Different data types have different access patterns:

Data Storage Reason
User account, subscription MySQL Transactional, strong consistency, indexed by user_id.
Playback history Cassandra High write throughput, time-series data, eventual consistency OK.
Recommendations Redis/cache Hot data, frequently accessed, fast retrieval.
Search (titles, genres) Elasticsearch Full-text search, faceted filtering, ranking.
Real-time metrics Kafka + Druid Event streaming, time-series analysis, real-time dashboards.

Design: Write playback events to Cassandra; async process into recommendations engine; serve from Redis.

What happens if recommendations are down during playback?

Graceful degradation when recommendation service fails:

  • Cache fallback: Use cached recommendations from previous call (5min-1hr old).
  • Default recommendations: Show trending shows, new releases, or popular by genre if cache miss.
  • Trending: Pre-compute and cache trending content every hour; serves as fallback.
  • Manual curation: Maintain hand-curated lists for top genres; always available even if ML is down.
  • Partial degradation: If recommendation service is slow (>500ms), timeout and use fallback.
  • Circuit breaker: If recommendation service fails 5 times in a row, circuit breaker opens; use fallback for 1 minute, then retry.
  • Monitoring: Alert if recommendation success rate drops below 99%.
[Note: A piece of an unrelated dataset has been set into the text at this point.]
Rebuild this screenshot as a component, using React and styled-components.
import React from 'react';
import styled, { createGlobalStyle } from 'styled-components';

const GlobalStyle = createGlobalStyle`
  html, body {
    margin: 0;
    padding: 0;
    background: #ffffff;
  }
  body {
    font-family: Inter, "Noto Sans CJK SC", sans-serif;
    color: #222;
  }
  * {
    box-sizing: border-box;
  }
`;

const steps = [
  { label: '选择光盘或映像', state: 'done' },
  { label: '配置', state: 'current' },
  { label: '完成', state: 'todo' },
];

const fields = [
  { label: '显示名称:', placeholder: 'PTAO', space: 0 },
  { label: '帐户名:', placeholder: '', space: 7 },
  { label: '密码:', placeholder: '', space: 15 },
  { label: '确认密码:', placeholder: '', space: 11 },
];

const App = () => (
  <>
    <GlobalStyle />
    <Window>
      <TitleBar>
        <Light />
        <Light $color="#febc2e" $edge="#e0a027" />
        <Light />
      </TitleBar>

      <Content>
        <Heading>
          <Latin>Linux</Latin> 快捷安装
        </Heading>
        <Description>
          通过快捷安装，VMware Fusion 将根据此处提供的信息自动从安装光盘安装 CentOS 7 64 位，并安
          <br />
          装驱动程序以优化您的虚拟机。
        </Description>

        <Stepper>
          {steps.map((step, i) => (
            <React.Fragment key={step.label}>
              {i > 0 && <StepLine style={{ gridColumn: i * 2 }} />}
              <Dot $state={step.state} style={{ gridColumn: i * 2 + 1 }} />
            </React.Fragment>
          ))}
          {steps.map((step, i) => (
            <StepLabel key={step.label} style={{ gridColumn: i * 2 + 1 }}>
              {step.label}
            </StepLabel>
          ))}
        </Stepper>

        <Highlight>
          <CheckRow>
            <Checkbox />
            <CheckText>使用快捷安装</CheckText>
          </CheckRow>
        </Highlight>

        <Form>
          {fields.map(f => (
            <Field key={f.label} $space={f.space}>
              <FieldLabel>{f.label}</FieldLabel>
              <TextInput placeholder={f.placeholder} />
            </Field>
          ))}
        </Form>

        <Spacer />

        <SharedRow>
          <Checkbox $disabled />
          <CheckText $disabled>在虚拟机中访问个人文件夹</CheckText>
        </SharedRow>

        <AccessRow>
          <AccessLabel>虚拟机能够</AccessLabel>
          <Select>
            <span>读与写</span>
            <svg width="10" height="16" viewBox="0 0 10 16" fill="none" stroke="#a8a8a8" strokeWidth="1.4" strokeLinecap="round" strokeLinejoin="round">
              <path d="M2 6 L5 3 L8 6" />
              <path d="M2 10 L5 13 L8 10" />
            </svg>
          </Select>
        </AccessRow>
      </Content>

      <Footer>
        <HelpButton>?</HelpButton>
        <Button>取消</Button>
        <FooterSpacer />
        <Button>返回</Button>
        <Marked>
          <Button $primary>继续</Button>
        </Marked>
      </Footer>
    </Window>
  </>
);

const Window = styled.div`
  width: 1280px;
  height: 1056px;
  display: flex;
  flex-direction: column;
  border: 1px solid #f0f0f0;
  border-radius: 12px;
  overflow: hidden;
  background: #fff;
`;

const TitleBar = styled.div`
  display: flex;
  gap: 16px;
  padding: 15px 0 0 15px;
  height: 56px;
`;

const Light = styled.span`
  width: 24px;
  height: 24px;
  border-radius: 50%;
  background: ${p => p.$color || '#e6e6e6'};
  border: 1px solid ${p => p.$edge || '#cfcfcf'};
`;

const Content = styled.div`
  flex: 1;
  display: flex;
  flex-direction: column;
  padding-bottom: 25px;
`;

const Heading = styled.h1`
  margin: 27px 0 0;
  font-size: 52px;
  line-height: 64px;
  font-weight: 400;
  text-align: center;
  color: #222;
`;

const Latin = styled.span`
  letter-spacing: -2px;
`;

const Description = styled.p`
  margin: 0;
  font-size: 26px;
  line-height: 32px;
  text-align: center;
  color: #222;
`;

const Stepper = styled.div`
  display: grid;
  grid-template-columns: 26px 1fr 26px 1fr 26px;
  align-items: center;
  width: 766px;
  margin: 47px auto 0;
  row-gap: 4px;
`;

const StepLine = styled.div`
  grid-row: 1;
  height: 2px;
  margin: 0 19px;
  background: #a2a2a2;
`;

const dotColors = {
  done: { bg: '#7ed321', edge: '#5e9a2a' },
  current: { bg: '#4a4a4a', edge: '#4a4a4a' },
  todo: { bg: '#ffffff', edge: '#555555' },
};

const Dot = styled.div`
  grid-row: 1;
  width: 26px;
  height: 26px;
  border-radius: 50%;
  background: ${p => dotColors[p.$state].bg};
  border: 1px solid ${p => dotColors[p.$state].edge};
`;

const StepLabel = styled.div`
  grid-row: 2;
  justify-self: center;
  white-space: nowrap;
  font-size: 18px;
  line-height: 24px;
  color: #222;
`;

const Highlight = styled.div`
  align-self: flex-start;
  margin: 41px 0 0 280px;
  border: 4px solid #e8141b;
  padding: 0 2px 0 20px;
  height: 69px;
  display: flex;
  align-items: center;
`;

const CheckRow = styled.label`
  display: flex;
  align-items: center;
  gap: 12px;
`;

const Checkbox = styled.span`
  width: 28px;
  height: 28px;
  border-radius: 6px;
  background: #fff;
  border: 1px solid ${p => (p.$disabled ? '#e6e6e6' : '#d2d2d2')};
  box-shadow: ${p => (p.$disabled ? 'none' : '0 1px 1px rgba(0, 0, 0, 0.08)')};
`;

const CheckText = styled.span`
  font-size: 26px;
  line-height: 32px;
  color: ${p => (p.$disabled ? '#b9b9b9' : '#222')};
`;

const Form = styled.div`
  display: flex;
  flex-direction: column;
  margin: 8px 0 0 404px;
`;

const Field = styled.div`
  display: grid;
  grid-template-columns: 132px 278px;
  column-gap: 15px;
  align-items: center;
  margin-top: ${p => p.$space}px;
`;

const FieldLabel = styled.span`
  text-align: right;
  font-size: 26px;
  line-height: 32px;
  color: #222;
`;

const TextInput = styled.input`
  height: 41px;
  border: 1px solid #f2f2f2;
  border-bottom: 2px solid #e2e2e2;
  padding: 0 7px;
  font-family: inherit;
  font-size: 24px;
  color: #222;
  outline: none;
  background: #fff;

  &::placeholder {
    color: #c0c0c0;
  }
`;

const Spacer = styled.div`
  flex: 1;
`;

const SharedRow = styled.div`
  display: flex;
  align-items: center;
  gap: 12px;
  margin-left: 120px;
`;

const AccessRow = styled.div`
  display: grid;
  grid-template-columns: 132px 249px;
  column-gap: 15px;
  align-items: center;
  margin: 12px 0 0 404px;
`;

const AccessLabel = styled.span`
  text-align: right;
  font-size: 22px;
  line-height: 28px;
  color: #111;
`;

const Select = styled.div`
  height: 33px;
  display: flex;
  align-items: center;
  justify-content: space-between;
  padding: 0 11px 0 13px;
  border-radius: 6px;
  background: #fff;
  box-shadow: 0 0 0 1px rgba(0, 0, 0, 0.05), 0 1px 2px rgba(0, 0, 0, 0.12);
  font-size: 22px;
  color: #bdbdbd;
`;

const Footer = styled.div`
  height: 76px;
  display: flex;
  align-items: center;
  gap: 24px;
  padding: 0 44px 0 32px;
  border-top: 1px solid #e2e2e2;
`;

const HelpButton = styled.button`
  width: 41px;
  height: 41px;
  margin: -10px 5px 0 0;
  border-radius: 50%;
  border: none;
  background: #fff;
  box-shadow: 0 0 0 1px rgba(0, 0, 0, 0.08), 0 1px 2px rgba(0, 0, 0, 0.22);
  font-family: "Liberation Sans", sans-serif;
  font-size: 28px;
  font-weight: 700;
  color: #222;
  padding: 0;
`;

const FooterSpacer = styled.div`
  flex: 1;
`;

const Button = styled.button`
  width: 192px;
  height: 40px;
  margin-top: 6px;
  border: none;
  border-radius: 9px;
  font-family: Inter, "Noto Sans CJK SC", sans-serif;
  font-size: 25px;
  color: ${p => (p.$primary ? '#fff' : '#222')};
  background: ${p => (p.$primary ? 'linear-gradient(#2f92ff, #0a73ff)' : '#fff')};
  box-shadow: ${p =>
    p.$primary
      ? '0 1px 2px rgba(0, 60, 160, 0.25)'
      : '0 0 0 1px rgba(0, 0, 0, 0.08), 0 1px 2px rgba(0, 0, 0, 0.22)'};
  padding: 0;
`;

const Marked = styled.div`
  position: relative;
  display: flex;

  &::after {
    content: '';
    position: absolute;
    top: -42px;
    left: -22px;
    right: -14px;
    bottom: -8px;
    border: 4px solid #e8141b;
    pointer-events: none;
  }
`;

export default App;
Result: User always sees something to watch, even if recommendations aren't personalized.

Trade-Offs To Call Out

  • The control plane can tolerate some delay, but the data plane must stay fast and globally available.
  • Transcoding increases upfront processing cost, but it reduces playback failures and device incompatibility.
  • A custom CDN improves latency and bandwidth costs, but it adds operational complexity.
  • Eventual consistency is fine for recommendations and history, but not for entitlement checks or billing.
  • Circuit breakers protect playback from cascading failures when auxiliary services degrade.